BlogSeptember 25, 2004

Mixing calm and menace

Philip Surrey, at his best, presents a paradoxical, mystifying mixture of banality turning into violence

HENRY LEHMANN

THE GAZETTE, MONTREAL

Sep 25, 2004 - p. H2

Montreal painter Philip Surrey (1910-1990) is best known for his nocturnal scenes - at least by those relatively few members of the general public who have heard of Surrey at all. With the recent opening of Philip Surrey, Retrospective Exhibition at the venerable Walter Klinkhoff Gallery, it is time to discover - or rediscover - Surrey and his particular poetic vision.

 

There are about 60 works in the current show, borrowed from collections around Montreal. This is the annual non-commercial exhibit put together by the Klinkhoff Gallery; the works are on display but not for sale. A Surrey specialty, especially in the 1950s and '60s when the artist was at his best, is a paradoxical, mystifying mix of extreme calm and chilling menace, banality turning into violence.

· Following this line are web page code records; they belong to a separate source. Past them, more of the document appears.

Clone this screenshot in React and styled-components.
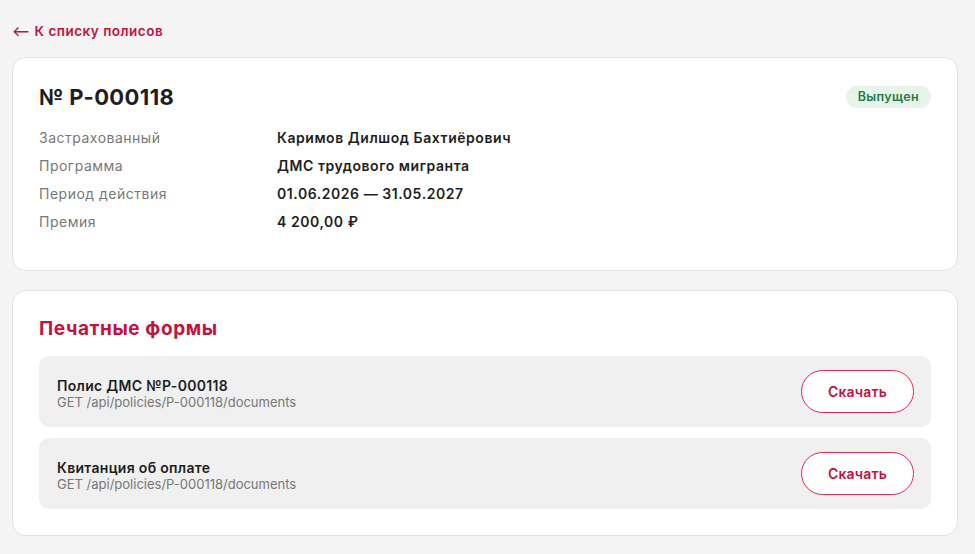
import React from "react";
import styled, { createGlobalStyle } from "styled-components";

const accent = "#c4123f";
const accentBorder = "#e8264f";

const GlobalStyle = createGlobalStyle`
  html, body {
    margin: 0;
    padding: 0;
    background: #f4f4f4;
    font-family: "Inter", "Noto Sans", "Liberation Sans", sans-serif;
    color: #222;
  }
`;

const documents = [
  { title: "Полис ДМС №P-000118", path: "GET /api/policies/P-000118/documents" },
  { title: "Квитанция об оплате", path: "GET /api/policies/P-000118/documents" },
];

const details = [
  ["Застрахованный", "Каримов Дилшод Бахтиёрович"],
  ["Программа", "ДМС трудового мигранта"],
  ["Период действия", "01.06.2026 — 31.05.2027"],
  ["Премия", "4 200,00 ₽"],
];

export default function App() {
  return (
    <Page>
      <GlobalStyle />
      <BackLink href="#">⟵ К списку полисов</BackLink>

      <Card>
        <CardHeader>
          <PolicyTitle>№ P-000118</PolicyTitle>
          <Badge>Выпущен</Badge>
        </CardHeader>
        <DetailGrid>
          {details.map(([label, value]) => (
            <React.Fragment key={label}>
              <Label>{label}</Label>
              <Value>{value}</Value>
            </React.Fragment>
          ))}
        </DetailGrid>
      </Card>

      <Card $compact>
        <SectionTitle>Печатные формы</SectionTitle>
        <DocList>
          {documents.map((doc) => (
            <DocRow key={doc.title}>
              <DocInfo>
                <DocTitle>{doc.title}</DocTitle>
                <DocPath>{doc.path}</DocPath>
              </DocInfo>
              <DownloadButton>Скачать</DownloadButton>
            </DocRow>
          ))}
        </DocList>
      </Card>
    </Page>
  );
}

const Page = styled.div`
  display: flex;
  flex-direction: column;
  gap: 19px;
  padding: 23px 17px 18px 12px;
`;

const BackLink = styled.a`
  align-self: flex-start;
  color: ${accent};
  font-size: 13.5px;
  font-weight: 600;
  letter-spacing: 0.5px;
  text-decoration: none;
  margin-bottom: -1px;
`;

const Card = styled.div`
  background: #fff;
  border: 1px solid #e3e3e3;
  border-radius: 14px;
  padding: ${(p) => (p.$compact ? "25px 26px 26px" : "26px 26px 38px")};
`;

const CardHeader = styled.div`
  display: flex;
  justify-content: space-between;
  align-items: center;
  margin-bottom: 18px;
`;

const PolicyTitle = styled.h1`
  margin: 0;
  font-size: 22px;
  font-weight: 700;
  letter-spacing: 0.4px;
  color: #1e1e1e;
  line-height: 26px;
`;

const Badge = styled.span`
  background: #e6f4ea;
  color: #1f7a45;
  font-size: 12.5px;
  font-weight: 600;
  letter-spacing: 0.4px;
  padding: 3px 12px 4px;
  border-radius: 12px;
`;

const DetailGrid = styled.div`
  display: grid;
  grid-template-columns: 238px 1fr;
  row-gap: 8px;
  font-size: 14px;
  line-height: 20px;
`;

const Label = styled.span`
  color: #787878;
  letter-spacing: 0.5px;
`;

const Value = styled.span`
  color: #1e1e1e;
  font-weight: 600;
  letter-spacing: 0.55px;
`;

const SectionTitle = styled.h2`
  margin: 0 0 14px;
  font-size: 19px;
  font-weight: 700;
  letter-spacing: 0.6px;
  color: ${accent};
  line-height: 26px;
`;

const DocList = styled.div`
  display: flex;
  flex-direction: column;
  gap: 11px;
`;

const DocRow = styled.div`
  display: flex;
  justify-content: space-between;
  align-items: center;
  background: #f0f0f0;
  border-radius: 10px;
  padding: 14px 17px 14px 18px;
  min-height: 43px;
`;

const DocInfo = styled.div`
  display: flex;
  flex-direction: column;
  padding-top: 3px;
`;

const DocTitle = styled.span`
  font-size: 14px;
  font-weight: 600;
  letter-spacing: 0.3px;
  color: #1e1e1e;
  line-height: 17px;
`;

const DocPath = styled.span`
  font-size: 13px;
  color: #777;
  line-height: 16px;
`;

const DownloadButton = styled.button`
  width: 113px;
  height: 43px;
  border: 1px solid ${accentBorder};
  border-radius: 22px;
  background: #fff;
  color: ${accent};
  font-family: inherit;
  font-size: 14px;
  font-weight: 600;
  letter-spacing: 0.2px;
  cursor: pointer;
`;
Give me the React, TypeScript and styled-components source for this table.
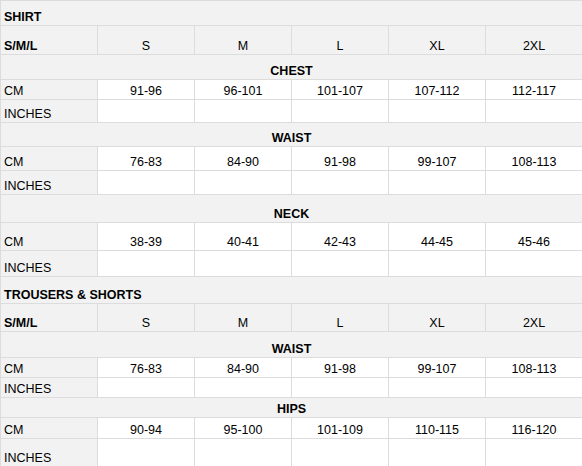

We do not need the title, "Three Girls Threatened by an Automobile", to know that all is not well in this splendid 1969 oil. Caught in the headlights is a semi-classical feminine trio, recalling the muses, their hair flying in the breeze. And, as a kind of bloody sequel to "Three Girls Threatened", played out in rapturous blues and greens, is another painting, this one bluntly titled "Impaled Man" and depicting a fatal encounter between man and metal at one end of an underpass.

 

Aside from the violence, it's a scene composed of a serene rectangular pattern of concrete blocks and a guardrail recalling the work of American realist painter Edward Hopper. In fact, it's possible to think of Surrey as the Hopper of the North, though with shades of Giorgio de Chirico, the supreme poet of the long evening shadow. It is in the shadows, outside the mainstream of social intercourse, that the artist saw himself. In Impaled Man, there's just one lone figure, probably Surrey, moving along the sidewalk parallel to the accident. In fact, the artist appears in any number of his paintings: along the margins, next to a building or slightly down the street, but always separate from the madding crowd. Perhaps this self-marginalization has to do with the artist's own life, as asserted in Montreal writer T.F. Rigelhof's excellent text in the little catalogue accompanying the show.

 

Surrey was born in Calgary, but he travelled the world, dragged by his father, a man perpetually in search of adventure and work. Rather than cavorting with schoolmates, the young artist doodled away hours in the lobbies of grand hotels in places like Singapore and Calcutta. When Surrey's parents broke up, the artist's mother took him to Alberta. Surrey dropped out of school at 14, and on his own went to Winnipeg, where he enrolled in art classes and worked as an illustrator. After a number of years, he made his way to Montreal, landing a job as a graphic artist at the Montreal Standard, then published by John McConnell. It was McConnell, in a magnificent gesture that is hard to imagine today, who enabled Surrey, at age 53, to take up painting full time; he told him he didn't have to come to work, but could keep his salary.

 

Even after his liberation, Surrey continued to dwell on life after dark. He also had a life-long interest in nightlife, even that occurring during the day, in bars and clubs. Some of the best works in the current show are minute water- colour scenes, such as that titled The Little Club, depicting a small bevy of long-legged ladies leaning toward the bar rail, the lurid orange in the background setting the mood. Though in the thrall of abstract pattern, Surrey remained at heart a realist in a time when abstract art was about to take Montreal by storm. Yet, Surrey was not anti-modernism, but rather a friend, theoretically and personally, to Canadian avant-gardists, among them the radical Paul-Emile Borduas.

 

In the long run, Surrey, a life-long depressive who committed suicide just a few days before his wife did the same thing, did not garner near the renown of some of his peers. Allan Klinkhoff suggests that his lack of fame resulted from his relatively small output and his unhurried work habits. And, though having worked in the publishing business, the artist had an aversion to deadlines, a necessary evil in getting shows together. The current show is well worth a visit.